[Exercise details]: In the listing below, find every line with the string "TypeScript" and pull it out.

[Task material]:
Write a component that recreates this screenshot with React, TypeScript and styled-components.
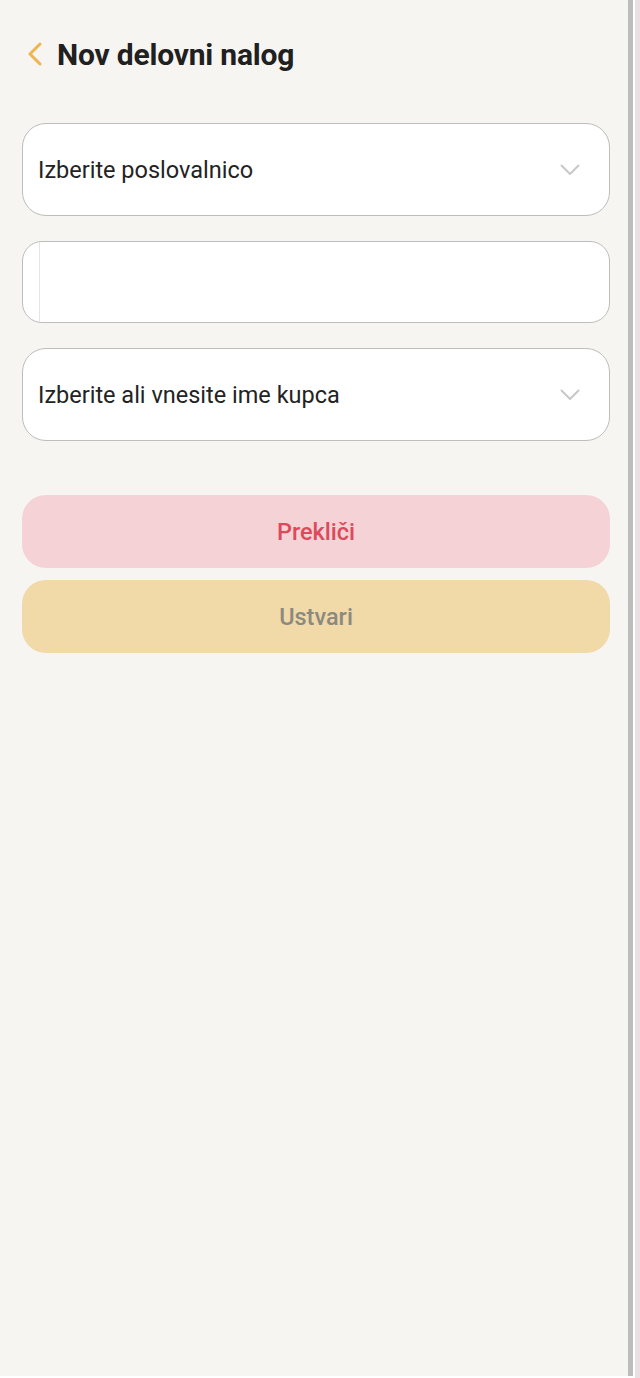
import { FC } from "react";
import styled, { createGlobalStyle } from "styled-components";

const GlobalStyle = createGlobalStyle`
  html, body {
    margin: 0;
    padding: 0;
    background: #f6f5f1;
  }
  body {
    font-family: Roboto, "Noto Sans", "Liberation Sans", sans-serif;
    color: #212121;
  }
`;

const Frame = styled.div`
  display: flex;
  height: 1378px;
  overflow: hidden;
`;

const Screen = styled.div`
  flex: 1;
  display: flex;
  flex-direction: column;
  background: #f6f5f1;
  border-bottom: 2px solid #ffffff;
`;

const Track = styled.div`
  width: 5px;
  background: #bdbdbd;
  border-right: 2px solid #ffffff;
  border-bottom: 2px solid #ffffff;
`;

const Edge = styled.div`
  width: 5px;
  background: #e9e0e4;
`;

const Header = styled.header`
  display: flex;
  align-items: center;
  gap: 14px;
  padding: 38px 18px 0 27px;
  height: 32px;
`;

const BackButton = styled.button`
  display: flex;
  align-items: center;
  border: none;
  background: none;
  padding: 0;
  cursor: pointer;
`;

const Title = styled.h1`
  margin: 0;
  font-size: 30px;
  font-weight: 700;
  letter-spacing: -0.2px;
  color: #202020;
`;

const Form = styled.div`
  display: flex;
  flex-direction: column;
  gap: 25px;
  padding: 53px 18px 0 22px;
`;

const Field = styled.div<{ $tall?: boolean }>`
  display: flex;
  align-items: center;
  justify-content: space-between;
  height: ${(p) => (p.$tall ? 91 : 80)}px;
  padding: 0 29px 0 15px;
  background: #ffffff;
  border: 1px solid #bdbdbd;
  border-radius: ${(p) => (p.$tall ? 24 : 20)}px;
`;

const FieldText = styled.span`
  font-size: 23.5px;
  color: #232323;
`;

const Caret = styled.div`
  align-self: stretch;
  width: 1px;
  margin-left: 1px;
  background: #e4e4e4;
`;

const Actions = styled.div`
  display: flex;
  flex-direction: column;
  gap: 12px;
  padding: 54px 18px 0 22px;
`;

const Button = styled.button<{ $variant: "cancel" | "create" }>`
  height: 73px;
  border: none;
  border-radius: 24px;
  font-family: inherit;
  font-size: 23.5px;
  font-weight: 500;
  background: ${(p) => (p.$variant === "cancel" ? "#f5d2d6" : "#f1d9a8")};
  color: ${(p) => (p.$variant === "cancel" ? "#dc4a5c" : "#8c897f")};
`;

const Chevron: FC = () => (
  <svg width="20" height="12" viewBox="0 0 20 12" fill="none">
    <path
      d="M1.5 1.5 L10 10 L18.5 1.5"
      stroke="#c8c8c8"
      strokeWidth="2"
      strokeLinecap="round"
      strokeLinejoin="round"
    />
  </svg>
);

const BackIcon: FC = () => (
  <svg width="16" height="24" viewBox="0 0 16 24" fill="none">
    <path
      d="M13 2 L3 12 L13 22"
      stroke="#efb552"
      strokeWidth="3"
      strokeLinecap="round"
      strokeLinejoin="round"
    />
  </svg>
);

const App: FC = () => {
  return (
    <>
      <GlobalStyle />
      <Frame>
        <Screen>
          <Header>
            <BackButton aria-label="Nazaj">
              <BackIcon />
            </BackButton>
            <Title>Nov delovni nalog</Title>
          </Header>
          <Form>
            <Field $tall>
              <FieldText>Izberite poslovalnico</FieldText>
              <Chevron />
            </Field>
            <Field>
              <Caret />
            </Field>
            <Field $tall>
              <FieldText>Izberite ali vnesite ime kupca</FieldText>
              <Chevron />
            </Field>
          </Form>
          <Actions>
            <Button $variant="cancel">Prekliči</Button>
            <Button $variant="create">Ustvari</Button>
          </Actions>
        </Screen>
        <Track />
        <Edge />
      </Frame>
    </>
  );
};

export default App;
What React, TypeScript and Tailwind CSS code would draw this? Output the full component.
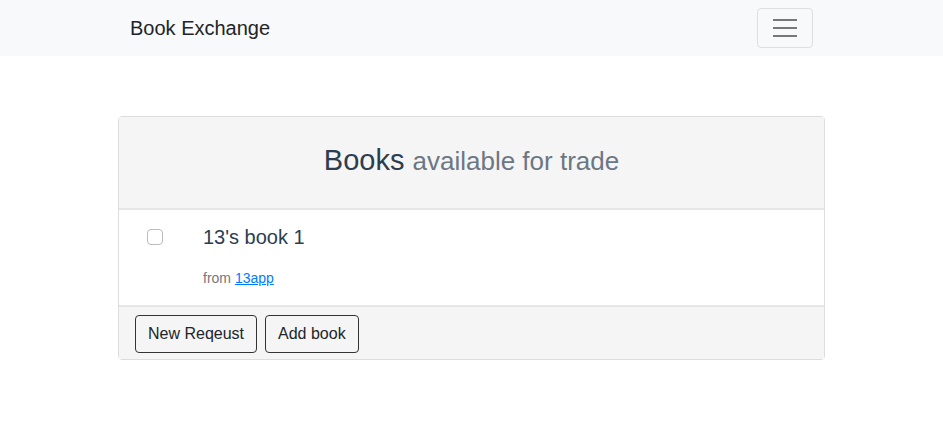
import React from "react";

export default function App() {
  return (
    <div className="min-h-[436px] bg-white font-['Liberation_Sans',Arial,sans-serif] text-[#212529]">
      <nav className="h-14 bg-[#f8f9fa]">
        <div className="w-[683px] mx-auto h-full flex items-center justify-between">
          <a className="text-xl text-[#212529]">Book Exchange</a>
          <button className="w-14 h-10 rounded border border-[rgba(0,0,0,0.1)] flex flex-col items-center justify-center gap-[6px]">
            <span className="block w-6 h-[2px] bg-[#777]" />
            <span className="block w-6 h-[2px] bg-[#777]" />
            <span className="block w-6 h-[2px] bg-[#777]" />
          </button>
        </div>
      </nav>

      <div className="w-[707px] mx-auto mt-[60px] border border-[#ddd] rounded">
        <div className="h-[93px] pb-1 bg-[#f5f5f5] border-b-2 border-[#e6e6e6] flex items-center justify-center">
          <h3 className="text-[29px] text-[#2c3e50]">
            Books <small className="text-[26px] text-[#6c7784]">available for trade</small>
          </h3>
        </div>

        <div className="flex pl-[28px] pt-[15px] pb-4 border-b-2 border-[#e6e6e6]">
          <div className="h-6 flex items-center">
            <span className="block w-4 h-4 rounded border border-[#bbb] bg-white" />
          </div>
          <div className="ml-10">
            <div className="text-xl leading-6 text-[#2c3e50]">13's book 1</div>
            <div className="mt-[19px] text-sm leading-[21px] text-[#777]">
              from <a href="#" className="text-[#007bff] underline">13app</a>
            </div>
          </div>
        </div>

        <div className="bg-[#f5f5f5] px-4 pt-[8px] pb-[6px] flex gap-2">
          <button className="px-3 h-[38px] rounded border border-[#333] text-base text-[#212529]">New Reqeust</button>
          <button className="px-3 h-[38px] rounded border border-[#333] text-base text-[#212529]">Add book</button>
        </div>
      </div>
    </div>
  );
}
---
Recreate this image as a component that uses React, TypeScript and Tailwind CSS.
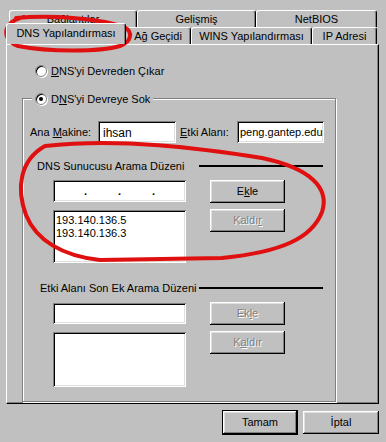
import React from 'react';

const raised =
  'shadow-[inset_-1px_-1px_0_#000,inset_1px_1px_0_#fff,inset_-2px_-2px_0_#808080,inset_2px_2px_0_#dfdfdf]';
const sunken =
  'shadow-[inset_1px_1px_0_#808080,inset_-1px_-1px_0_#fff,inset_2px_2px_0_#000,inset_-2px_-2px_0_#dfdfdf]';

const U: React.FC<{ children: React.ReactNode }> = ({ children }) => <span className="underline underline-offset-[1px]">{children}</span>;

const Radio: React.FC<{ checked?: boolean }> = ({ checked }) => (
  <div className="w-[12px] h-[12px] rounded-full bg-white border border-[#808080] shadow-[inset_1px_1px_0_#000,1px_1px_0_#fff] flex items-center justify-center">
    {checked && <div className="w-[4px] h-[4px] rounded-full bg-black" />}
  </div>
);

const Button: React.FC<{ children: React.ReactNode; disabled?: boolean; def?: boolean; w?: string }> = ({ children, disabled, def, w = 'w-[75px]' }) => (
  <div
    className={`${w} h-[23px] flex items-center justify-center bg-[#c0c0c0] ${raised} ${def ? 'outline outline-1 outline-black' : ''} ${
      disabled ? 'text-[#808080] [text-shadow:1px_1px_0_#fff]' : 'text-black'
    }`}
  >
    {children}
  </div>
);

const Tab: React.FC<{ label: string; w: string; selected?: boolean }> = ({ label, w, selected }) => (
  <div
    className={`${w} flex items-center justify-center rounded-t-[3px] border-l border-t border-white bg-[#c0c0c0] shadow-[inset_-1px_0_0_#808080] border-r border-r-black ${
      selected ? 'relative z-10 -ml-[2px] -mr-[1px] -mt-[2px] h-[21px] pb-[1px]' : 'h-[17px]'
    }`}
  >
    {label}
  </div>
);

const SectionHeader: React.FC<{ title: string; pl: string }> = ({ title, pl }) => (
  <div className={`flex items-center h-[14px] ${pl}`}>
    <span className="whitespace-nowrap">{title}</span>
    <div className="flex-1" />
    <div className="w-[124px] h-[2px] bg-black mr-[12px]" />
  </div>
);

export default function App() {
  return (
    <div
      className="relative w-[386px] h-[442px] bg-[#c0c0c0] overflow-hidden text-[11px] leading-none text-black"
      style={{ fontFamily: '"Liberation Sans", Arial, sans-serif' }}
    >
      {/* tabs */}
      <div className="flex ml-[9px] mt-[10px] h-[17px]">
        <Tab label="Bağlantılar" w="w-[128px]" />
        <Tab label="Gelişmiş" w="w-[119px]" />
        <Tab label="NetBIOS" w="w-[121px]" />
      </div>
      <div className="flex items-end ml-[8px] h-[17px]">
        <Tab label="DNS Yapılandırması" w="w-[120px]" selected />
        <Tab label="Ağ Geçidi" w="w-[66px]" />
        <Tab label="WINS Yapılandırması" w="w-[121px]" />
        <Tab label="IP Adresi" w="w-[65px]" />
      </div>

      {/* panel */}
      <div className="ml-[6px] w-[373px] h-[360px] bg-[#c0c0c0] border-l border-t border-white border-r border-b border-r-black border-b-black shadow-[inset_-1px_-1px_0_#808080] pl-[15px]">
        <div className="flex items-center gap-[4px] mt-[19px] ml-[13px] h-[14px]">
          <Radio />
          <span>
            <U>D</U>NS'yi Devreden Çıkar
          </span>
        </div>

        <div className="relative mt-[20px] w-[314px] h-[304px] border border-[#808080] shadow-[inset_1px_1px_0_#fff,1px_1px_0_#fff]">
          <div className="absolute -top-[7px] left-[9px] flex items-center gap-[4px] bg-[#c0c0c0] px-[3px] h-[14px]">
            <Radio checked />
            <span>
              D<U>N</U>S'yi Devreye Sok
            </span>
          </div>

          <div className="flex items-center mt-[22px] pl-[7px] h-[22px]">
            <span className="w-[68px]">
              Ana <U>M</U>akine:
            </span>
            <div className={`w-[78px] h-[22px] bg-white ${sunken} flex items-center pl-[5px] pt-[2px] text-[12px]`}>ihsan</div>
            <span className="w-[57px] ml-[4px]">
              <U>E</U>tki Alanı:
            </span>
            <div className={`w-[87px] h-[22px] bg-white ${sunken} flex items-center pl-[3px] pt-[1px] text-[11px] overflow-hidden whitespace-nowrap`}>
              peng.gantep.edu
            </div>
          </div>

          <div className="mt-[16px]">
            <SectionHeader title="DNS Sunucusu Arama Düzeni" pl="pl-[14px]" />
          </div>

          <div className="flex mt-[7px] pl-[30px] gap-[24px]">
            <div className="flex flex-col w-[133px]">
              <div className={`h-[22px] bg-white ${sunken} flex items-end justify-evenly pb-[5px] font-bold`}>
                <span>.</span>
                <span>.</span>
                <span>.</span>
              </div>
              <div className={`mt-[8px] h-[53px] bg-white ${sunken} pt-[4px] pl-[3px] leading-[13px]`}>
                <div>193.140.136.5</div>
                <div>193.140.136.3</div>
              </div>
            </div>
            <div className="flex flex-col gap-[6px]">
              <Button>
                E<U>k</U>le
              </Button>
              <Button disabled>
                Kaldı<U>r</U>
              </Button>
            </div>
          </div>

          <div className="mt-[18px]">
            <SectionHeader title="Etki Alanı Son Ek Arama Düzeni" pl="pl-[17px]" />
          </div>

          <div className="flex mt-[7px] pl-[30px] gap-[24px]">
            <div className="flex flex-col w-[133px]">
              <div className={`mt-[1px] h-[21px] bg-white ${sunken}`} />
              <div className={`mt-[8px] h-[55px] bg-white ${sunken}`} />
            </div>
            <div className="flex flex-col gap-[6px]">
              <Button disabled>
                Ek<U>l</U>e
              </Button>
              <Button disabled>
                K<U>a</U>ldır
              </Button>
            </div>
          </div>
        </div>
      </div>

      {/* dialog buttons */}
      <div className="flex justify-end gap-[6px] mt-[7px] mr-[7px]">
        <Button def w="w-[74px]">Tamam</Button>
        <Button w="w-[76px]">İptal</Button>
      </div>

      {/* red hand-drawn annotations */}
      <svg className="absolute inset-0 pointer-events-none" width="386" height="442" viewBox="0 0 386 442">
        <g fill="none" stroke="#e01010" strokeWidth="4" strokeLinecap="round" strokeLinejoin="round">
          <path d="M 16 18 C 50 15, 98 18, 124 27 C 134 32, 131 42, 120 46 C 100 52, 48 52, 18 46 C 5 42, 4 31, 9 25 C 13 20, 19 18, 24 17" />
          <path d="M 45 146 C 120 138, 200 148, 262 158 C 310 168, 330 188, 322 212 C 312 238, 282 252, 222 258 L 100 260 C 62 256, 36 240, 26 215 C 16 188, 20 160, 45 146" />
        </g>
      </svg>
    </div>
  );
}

[Solution]:
Write a component that recreates this screenshot with React, TypeScript and styled-components.
What React, TypeScript and Tailwind CSS code would draw this? Output the full component.
Recreate this image as a component that uses React, TypeScript and Tailwind CSS.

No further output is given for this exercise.